Understanding Homeland through Hospitality Practices
Interactions Between Greek and Turkish Exchangees in Ancestral Villages
The 1923 Greek-Turkish Population Exchange mandated the forcible and permanent expulsion of formerly Ottoman Greek Orthodox populations from the newly founded Republic of Turkey and Muslims from the expanded Greek nation following World War I and the Greco-Turkish War. Many Greek-Orthodox Christian and Muslim families who were part of the Population Exchange tell stories of their parents or grandparents, on the eve of resettlement, asking neighbors of different religious backgrounds to protect the keys to their homes until they were able to return.
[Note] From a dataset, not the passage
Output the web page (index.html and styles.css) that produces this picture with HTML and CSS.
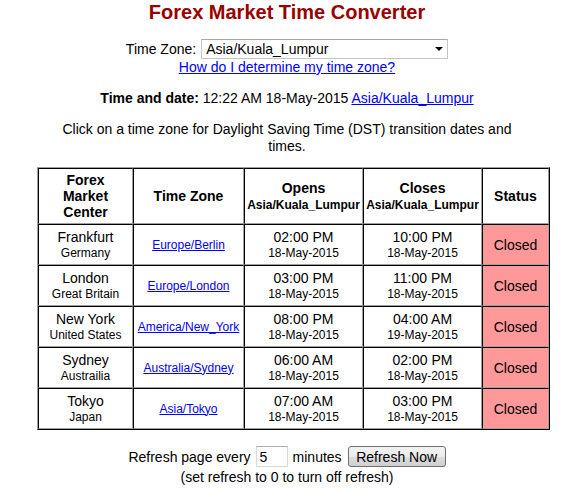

The descendants of Muslim exchangees to Mustafapaşa, Turkey (a central node in my multi-sited fieldwork), also mention ancestors who refused to unpack their belongings in the homes that they had been allocated in the new nation. They unrolled their sleeping mats each evening and rolled them up again in the morning, waiting for news from Atatürk (Mustafa Kemal Atatürk, the founder of the Turkish Republic) that they could return to their homes in northern Greece. They were slow to realize that the homes they had left behind were now homelands – that is, places of belonging that exist “elsewhere, somewhere and/or sometime ‘other’ than the here and now”, including ancestral birthplaces as well as remembered and imagined versions of them. Many exchangees would never return to collect their keys. Most of the first generation died longing to return, their last wishes to be buried in their homeland cemeteries unfulfilled.